Doctor Who: Shades of Fear – The Colour of Terror & The Blooming Menace Review

The final set of Ninth Doctor Adventures Series 2 has arrived (though frankly I should probably just start counting them as individual sets at this point, Mr. Eccleston seems to be fully invested now!) and it comes in form of “Shades of Fear”, and while there isn’t a two-part finale like last time the opening story of this box and its final episode are strongly connected… Oh and the one in the middle is a bit crap. Let’s take a look!

This cover doesn’t make it hard to guess which colour is the titular Colour of Terror, that’s for sure.

“The Colour of Terror” has a really unique twist to it as a race from an alternate universe breaks through into ours but can only travel through specific lightwaves, in this case the colour red. They’ve found their way to a charity shop and jump between a lot of its red items, including a red dress that ends up consuming a woman whole to open the story. The entire story is based in this shop (making it a “Charity shop under siege” story I guess!) as The Doctor (Christopher Eccleston) arrives and tries to sort things out but gets side tracked by the likes of crazy store owner Mrs. Bevell (Susan Penhaligon); local lonely older man Peter (Frank Skinner); a young offender by the name of Robbie (George Naylor); Cath (Laura Rollins) who was the partner of the girl who vanished into the dress in the opener; and the owner of the nearby café but I’ll be honest I’ve forgotten her name and nothing on the overall box’s cast list is jumping out at me. Sorry!

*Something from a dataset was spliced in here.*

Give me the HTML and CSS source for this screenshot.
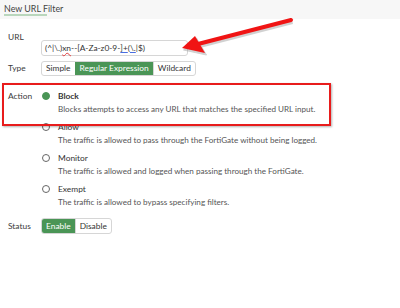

The story has various twists but I’ll admit to being disappointed when the alien race itself, pronounced “Vermeen” but I obviously don’t know the spelling, turned out to not be a race from another universe accidentally trapped and killing people because it only communicates via lightwaves but instead a race intentionally invading this universe in order to feed on the living creatures and generally take over, complete with evil threatening voices. Now, retrospectively I really liked what they did with the Vermeen in Part 3 so it’s not as bad looking back, but at the time I was disappointed it went down such a generic route. Overall it’s still a fun story, though the guest cast are all one-note caricatures, especially Mrs. Bevell whose single personality trait of “really wants her charity shop to continue with its sterling reputation” means she’s completely nonplussed about people literally being killed in her shop so long as people don’t find out. Got a little bit too stupidly one-minded in the end…

A fun cover for a not very fun story. Well, for me anyway…

“The Blooming Menace” on the other hand just didn’t connect with me at all. It’s all based in that posh twee early 20th century setting I always dislike intensely and starts Dave Hearn as “Toby Entwhistle” who is your classic young toff who takes in the most absurd things and just says “I say, that’s not very proper, is it!”. In this case all his friends are getting married to giant flower creatures due to some hypnotic effect they have, which is a funny idea for a light-hearted story but I just found all the characters annoying. Toby is also oblivious to that fact that his friend Phil (Milanka Brooks) who he really gets on well with is a woman pretending to be a man to get into his all-male club and get close to him. I’m sure it’s a fun parody of a specific series of books whose name escapes me right now, and due to that I’m sure it will really appeal to certain people, but just not to me, sorry.

The Continuity:

Nothing really links either of these stories directly with any other. Well, apart from the next story in the box set, “Red Darkness”…

Overall Thoughts:

The overall cover, which like a lot of these overall covers recently could very nearly act as a cover for just the final story of the box…

“The Colour of Fear” has a really great central idea and some good twists but is somewhat undermined by the paper-thin cast of characters and disappointing villain turn. Still, a lot better than “The Blooming Menace”, which I didn’t like at all, so… it’s got that going for it! Happy to say the third story in this set makes up for these two, and even makes the first one far more interesting…

The Colour of Terror:

The Blooming Menace:

Not much to say here, in the first story the Vermeen are trapped in a red jewellery box with The Doctor planning on trapping them in a red nebula while Cath gets to talk to her lost love by putting on the dress, while in the “Blooming Menace” it turned out the evil flowers were actually just doing their natural seed spreading across the universe but they were being kept against their will not by the crazy old scientist of the story but by his landlord Nanny Lewis (Rachel Stanley). The flowers escape to continue their natural ways and Toby and “Phil” fall in love.